And yet there she was, Lisabeth Lewis, seventeen and no longer thinking about killing herself, holding the Scales of office. Famine, apparently, had scales–an old-fashioned balancing device made of brass or bronze or some other metal. What she was supposed to do with the Scales, she had no idea. Then again, the whole “Thou art the Black Rider; go thee out unto the world” thing hadn’t really sunk in yet. (1)

After a failed suicide attempt, Lisa is visited by Death and recruited to become the new Famine. Lisa’s not so sure about this new role, at first thinking it was all a dream. It’s a little difficult though to continue to ignore the horse in the front yard, waiting for her rider, or the call of power that begs Lisa to eat. When Lisa realizes the results of her actions, she’s appalled. But can she really fight the need to feed?

Cool cover and premise for a story that I felt ultimately was a big morality tale.
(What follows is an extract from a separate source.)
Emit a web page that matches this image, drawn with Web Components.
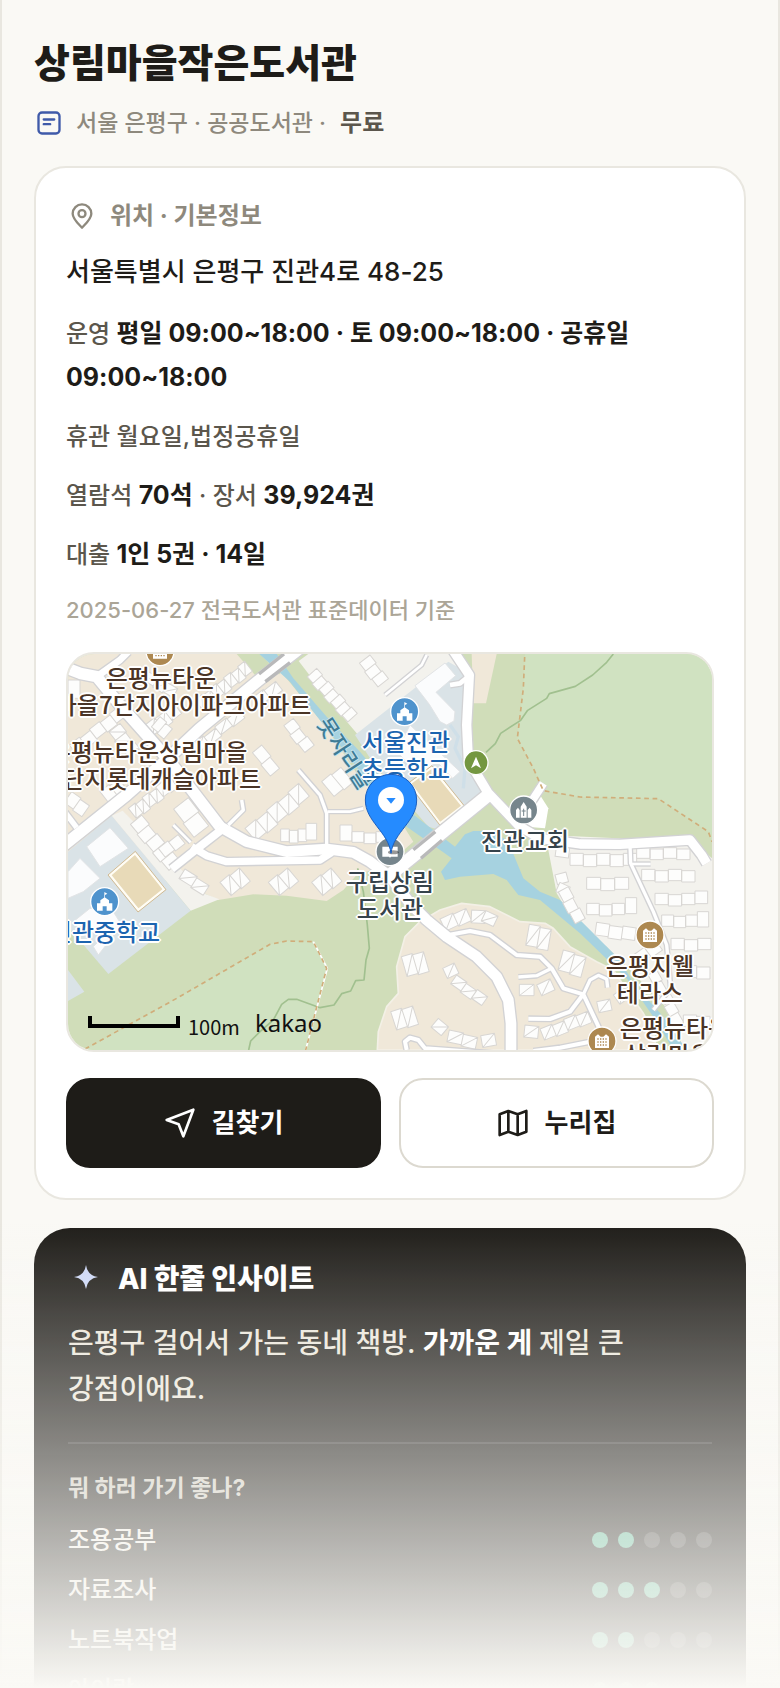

Don’t get me wrong, there are things that I liked about this story. Lisa’s friends show genuine concern about her anorexia, and they don’t let it slide or just simply not talk about it after broaching the subject with her. I liked Lisa’s ultimate mastery of her powers, and her initial trepidation and disbelief of her position make her reaction more realistic. I understand the need for books about eating disorders for teens, I really do. But I don’t think this one is really the best of the bunch. By the end of the novel, I thought Kessler had really over played her hand, and it felt like an extended chastising by a parent. “You should be eating your food because there are starving people all over the world who are dying to eat your food.” And what it is about anorexic and bulimic¬†people pairing up? First in Wintergirls, now in Hunger? Is this a trend or a coincidence?

However, I’m not against giving credit where credit is due. While I have never suffered from an eating disorder, I think this is the most graphic and accurate description of a bulimic purge that I’ve read so far. Kessler is just as unflinching when addressing the ravages of hunger. Here’s an example, and there’s more where that came from:

Tammy, oblivious to her body’s reactions, reached down, heaved. A large mass of solid food flooded out her mouth. Both of her hands grasped the bowl as her body rippled with spasms. Chips and cupcakes and chocolate splattered in the toilet. Brown globs splashed up and sprayed Tammy’s face, flicking against her lashes. She flushed again, wiping her eyelids and nose.” (110)

It sounds like this might become a series, with a second book focused on the rider War in the works according to the back cover. We’ll have to see how the series pans out, and if all of the books will be as moralistic. I do think some readers might respond to the fantasy element added to a very real disease.